The digital currency briefly dipped below $11,000 on Friday, down 44 percent from a record high hit at the start of the week.
“This is fear and greed,” the founder of BK Capital Management said in an interview with “Power Lunch.”
“What you had was some rumors that maybe Korea and Japan would be banning bitcoin again, and this happens very, very often. And so the herd panics, and the herd sells. And so far we’ve seen nothing of that, from what I can understand.”
Bitcoin soared above $19,800 on Sunday and was trading near $15,500 for much of Thursday New York time, according to Coinbase. On Friday morning, bitcoin dropped to a low of $10,400 on Coinbase. It had recovered above $13,500 by Friday afternoon.
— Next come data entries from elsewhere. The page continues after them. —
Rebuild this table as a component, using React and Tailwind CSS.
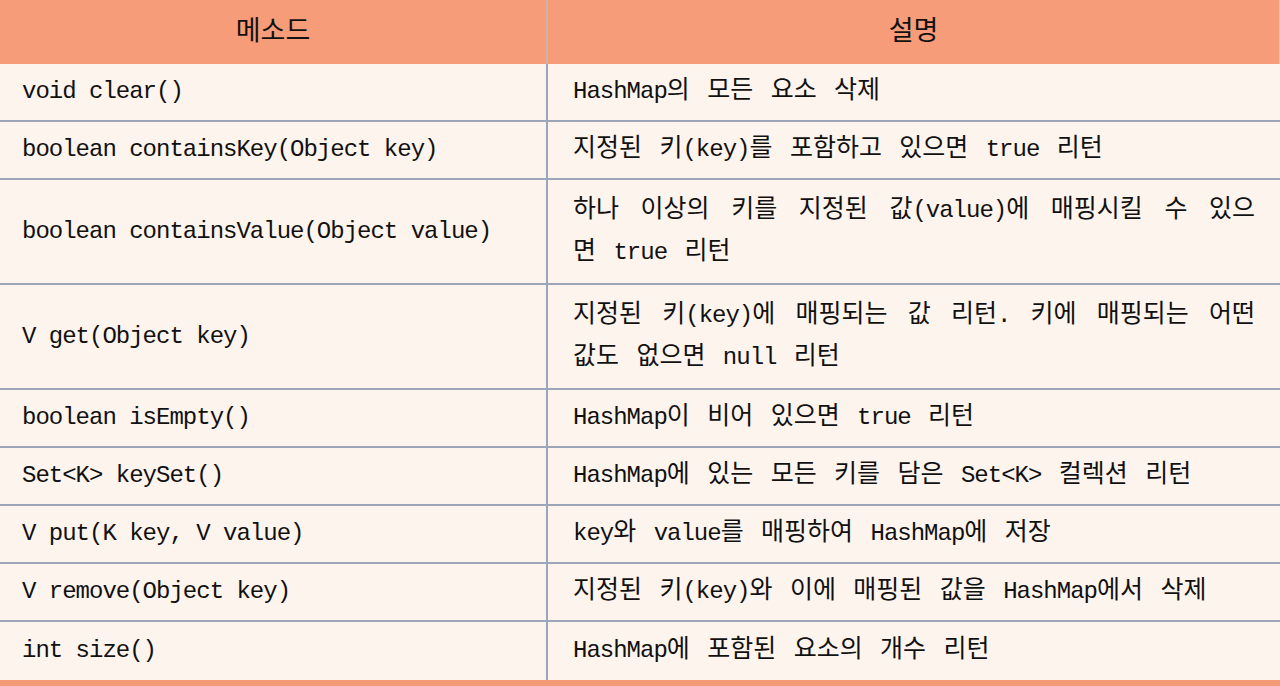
const rows = [
  { method: 'void clear()', desc: ['HashMap의 모든 요소 삭제'] },
  { method: 'boolean containsKey(Object key)', desc: ['지정된 키(key)를 포함하고 있으면 true 리턴'] },
  {
    method: 'boolean containsValue(Object value)',
    desc: ['하나 이상의 키를 지정된 값(value)에 매핑시킬 수 있으', '면 true 리턴'],
  },
  {
    method: 'V get(Object key)',
    desc: ['지정된 키(key)에 매핑되는 값 리턴. 키에 매핑되는 어떤', '값도 없으면 null 리턴'],
  },
  { method: 'boolean isEmpty()', desc: ['HashMap이 비어 있으면 true 리턴'] },
  { method: 'Set<K> keySet()', desc: ['HashMap에 있는 모든 키를 담은 Set<K> 컬렉션 리턴'] },
  { method: 'V put(K key, V value)', desc: ['key와 value를 매핑하여 HashMap에 저장'] },
  { method: 'V remove(Object key)', desc: ['지정된 키(key)와 이에 매핑된 값을 HashMap에서 삭제'] },
  { method: 'int size()', desc: ['HashMap에 포함된 요소의 개수 리턴'] },
]

// hangul runs get a slightly bigger size, like the original mixed font
function Mixed({ text }) {
  return text.split(/([\uAC00-\uD7A3]+)/).map((part, i) =>
    /[\uAC00-\uD7A3]/.test(part) ? (
      <span key={i} className="text-[25px] tracking-normal">
        {part}
      </span>
    ) : (
      <span key={i}>{part}</span>
    )
  )
}

function Row({ row, last }) {
  const tall = row.desc.length > 1
  return (
    <div
      className={
        'flex ' +
        (tall ? 'h-[105px] ' : 'h-[58px] ') +
        (last ? 'border-b-[6px] border-[#f59a76] h-[64px]' : 'border-b-2 border-[#9ba6b8]')
      }
    >
      <div className="w-[548px] shrink-0 border-r-2 border-[#9ba6b8] flex items-center pl-[22px]">
        <span className="whitespace-pre">{row.method}</span>
      </div>
      <div className="flex-1 flex flex-col justify-center pl-[25px] pr-[25px] [word-spacing:4px]">
        {row.desc.map((line, i) => (
          <div
            key={i}
            className={
              'whitespace-nowrap leading-[42px] ' +
              (tall && i === 0 ? 'text-justify [text-align-last:justify] [word-spacing:0px]' : '')
            }
          >
            <Mixed text={line} />
          </div>
        ))}
      </div>
    </div>
  )
}

export default function App() {
  return (
    <div
      className="w-[1280px] h-[686px] bg-[#fef4ee] text-[#111111] text-[24px] tracking-[-1px] overflow-hidden"
      style={{ fontFamily: '"Liberation Mono", "Noto Sans CJK KR", monospace' }}
    >
      <div className="flex h-[64px] bg-[#f69c78] text-[27px] tracking-normal">
        <div className="w-[548px] shrink-0 flex items-center justify-center border-r-2 border-[#c9b3ad] pt-[2px]">
          메소드
        </div>
        <div className="flex-1 flex items-center justify-center border-r border-[#f2c4b0] pt-[2px]">설명</div>
      </div>
      {rows.map((row, i) => (
        <Row key={i} row={row} last={i === rows.length - 1} />
      ))}
    </div>
  )
}
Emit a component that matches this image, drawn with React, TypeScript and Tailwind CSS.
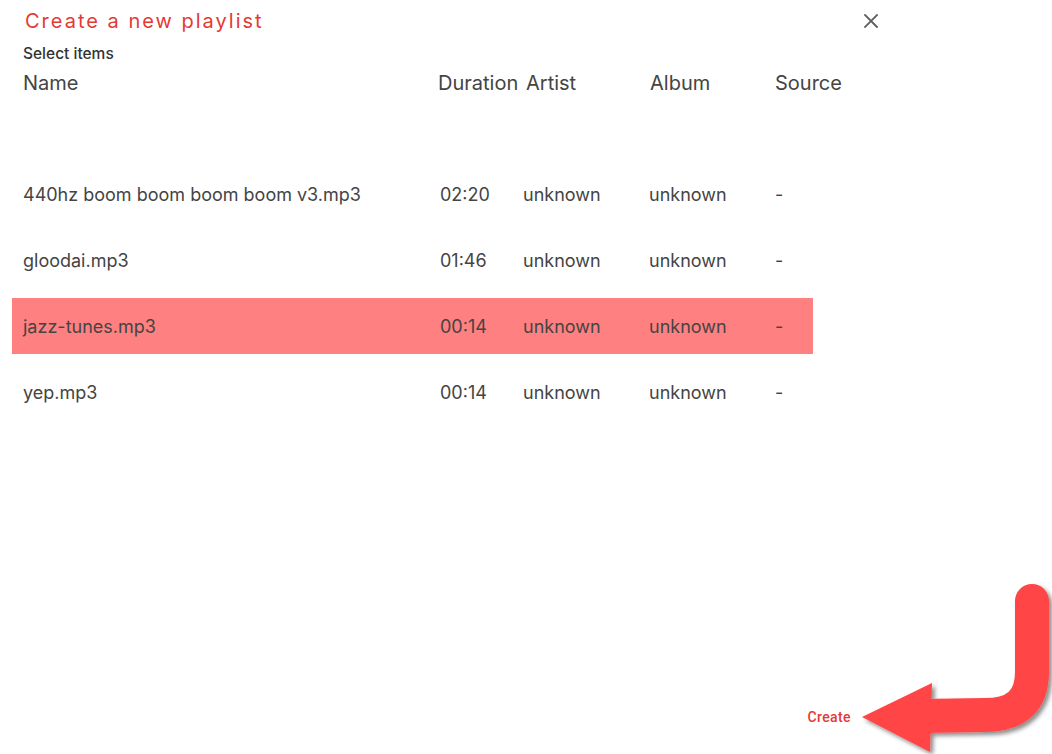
import React from "react";

const rows = [
  { name: "440hz boom boom boom boom v3.mp3", dur: "02:20", selected: false },
  { name: "gloodai.mp3", dur: "01:46", selected: false },
  { name: "jazz-tunes.mp3", dur: "00:14", selected: true },
  { name: "yep.mp3", dur: "00:14", selected: false },
];

export default function App() {
  return (
    <div
      className="relative w-[1052px] h-[754px] bg-white overflow-hidden flex flex-col"
      style={{ fontFamily: "Inter, 'Noto Sans', sans-serif" }}
    >
      <div className="flex items-start w-[890px]">
        <div className="flex-1 pl-[25px] pt-[7px]">
          <div className="text-[20px] leading-[28px] tracking-[2px] text-[#e53935]">
            Create a new playlist
          </div>
        </div>
        <button className="mt-[11px] mr-[9px] w-[20px] h-[20px] flex items-center justify-center text-[#555]">
          <svg width="14" height="14" viewBox="0 0 14 14">
            <path d="M1 1 L13 13 M13 1 L1 13" stroke="#5f5f5f" strokeWidth="1.8" strokeLinecap="square" />
          </svg>
        </button>
      </div>
      <div className="pl-[23px] mt-[9px] text-[15.5px] leading-[20px] font-medium text-[#333]">
        Select items
      </div>
      <div className="mt-[5px] pl-[23px] w-[813px] grid grid-cols-[415px_88px_124px_125px_1fr] text-[20px] leading-[28px] text-[#444]">
        <div>Name</div>
        <div>Duration</div>
        <div>Artist</div>
        <div>Album</div>
        <div>Source</div>
      </div>
      <div className="mt-[69px] ml-[12px] w-[801px] flex flex-col gap-[10px]">
        {rows.map((r) => (
          <div
            key={r.name}
            className={`h-[56px] pl-[11px] grid grid-cols-[417px_83px_126px_126px_1fr] items-center text-[18px] text-[#444] ${
              r.selected ? "bg-[#ff8080]" : ""
            }`}
          >
            <div>{r.name}</div>
            <div>{r.dur}</div>
            <div>unknown</div>
            <div>unknown</div>
            <div>-</div>
          </div>
        ))}
      </div>
      <div className="flex-1" />
      <div className="w-[858px] flex justify-end pb-[19px]">
        <button
          className="pl-[8px] pr-[7px] py-[6px] text-[14px] leading-[24px] tracking-[0.4px] font-medium text-[#e53935]"
          style={{ fontFamily: "Roboto, sans-serif" }}
        >
          Create
        </button>
      </div>
      <svg
        className="absolute left-0 top-0 pointer-events-none"
        width="1052"
        height="754"
        viewBox="0 0 1052 754"
      >
        <defs>
          <filter id="sh" x="-20%" y="-20%" width="140%" height="140%">
            <feDropShadow dx="3" dy="3" stdDeviation="2" floodColor="#000" floodOpacity="0.45" />
          </filter>
        </defs>
        <g filter="url(#sh)" fill="#ff4444">
          <path
            d="M1032 601 L1032 672 Q1032 715 985 715 L920 716"
            fill="none"
            stroke="#ff4444"
            strokeWidth="34"
            strokeLinecap="round"
          />
          <path d="M862 717 L932 683 L930 752 Z" />
        </g>
      </svg>
    </div>
  );
}
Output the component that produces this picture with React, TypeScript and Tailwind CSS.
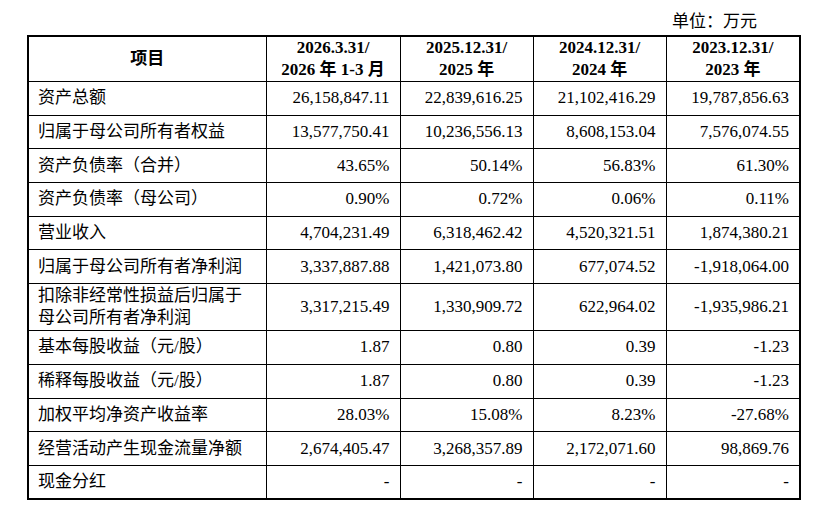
import React from "react";

type Row = { label: string[]; values: string[] };

const serif = "font-['Liberation_Serif','Times_New_Roman','Noto_Sans_CJK_SC',serif]";

const headers = [
  ["2026.3.31/", "2026 年 1-3 月"],
  ["2025.12.31/", "2025 年"],
  ["2024.12.31/", "2024 年"],
  ["2023.12.31/", "2023 年"],
];

const rows: Row[] = [
  { label: ["资产总额"], values: ["26,158,847.11", "22,839,616.25", "21,102,416.29", "19,787,856.63"] },
  { label: ["归属于母公司所有者权益"], values: ["13,577,750.41", "10,236,556.13", "8,608,153.04", "7,576,074.55"] },
  { label: ["资产负债率（合并）"], values: ["43.65%", "50.14%", "56.83%", "61.30%"] },
  { label: ["资产负债率（母公司）"], values: ["0.90%", "0.72%", "0.06%", "0.11%"] },
  { label: ["营业收入"], values: ["4,704,231.49", "6,318,462.42", "4,520,321.51", "1,874,380.21"] },
  { label: ["归属于母公司所有者净利润"], values: ["3,337,887.88", "1,421,073.80", "677,074.52", "-1,918,064.00"] },
  {
    label: ["扣除非经常性损益后归属于", "母公司所有者净利润"],
    values: ["3,317,215.49", "1,330,909.72", "622,964.02", "-1,935,986.21"],
  },
  { label: ["基本每股收益（元/股）"], values: ["1.87", "0.80", "0.39", "-1.23"] },
  { label: ["稀释每股收益（元/股）"], values: ["1.87", "0.80", "0.39", "-1.23"] },
  { label: ["加权平均净资产收益率"], values: ["28.03%", "15.08%", "8.23%", "-27.68%"] },
  { label: ["经营活动产生现金流量净额"], values: ["2,674,405.47", "3,268,357.89", "2,172,071.60", "98,869.76"] },
  { label: ["现金分红"], values: ["-", "-", "-", "-"] },
];

const App = () => {
  return (
    <div className={`w-[830px] h-[524px] bg-white text-black ${serif} text-[17px]`}>
      <div className="flex justify-end pr-[73px] pt-[11px] h-[35px] leading-[22px]">
        单位：万元
      </div>
      <table className="ml-[27px] w-[772px] table-fixed border-collapse border-2 border-black">
        <colgroup>
          <col className="w-[238px]" />
          <col className="w-[134px]" />
          <col className="w-[133px]" />
          <col className="w-[133px]" />
          <col className="w-[134px]" />
        </colgroup>
        <thead>
          <tr className="h-[45px]">
            <th className="border border-black font-bold leading-[22px]">项目</th>
            {headers.map((h) => (
              <th key={h[0]} className="border border-black font-bold leading-[22px]">
                <div>{h[0]}</div>
                <div>{h[1]}</div>
              </th>
            ))}
          </tr>
        </thead>
        <tbody>
          {rows.map((r) => (
            <tr key={r.label.join("")} className={r.label.length > 1 ? "h-[47px]" : "h-[33.7px]"}>
              <td className="border border-black pl-[9px] leading-[22px] text-left">
                {r.label.map((l) => (
                  <div key={l}>{l}</div>
                ))}
              </td>
              {r.values.map((v, i) => (
                <td key={i} className="border border-black pr-[10px] text-right leading-[22px]">
                  {v}
                </td>
              ))}
            </tr>
          ))}
        </tbody>
      </table>
    </div>
  );
};

export default App;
The market action on Friday led to buying and selling being temporarily disabled for more than two hours on Coinbase, one of the biggest bitcoin marketplaces.
Kelly, who manages the BKCM Digital Asset Fund, said this is very early technology and therefore trading bitcoin is not for those looking to double some of their 401(k) money in a year.
“This is the deep end of the pool,” he said. “Tech is going to break. There are going to be trading halts, and there’s going to be extreme volatility.”
However, Kelly said, in the long run this is very healthy market action. In fact, he took advantage of the plunge on Friday to buy more bitcoin.
“Let’s wash out some of the weak hands, and let’s get back to the business of building up this tech.”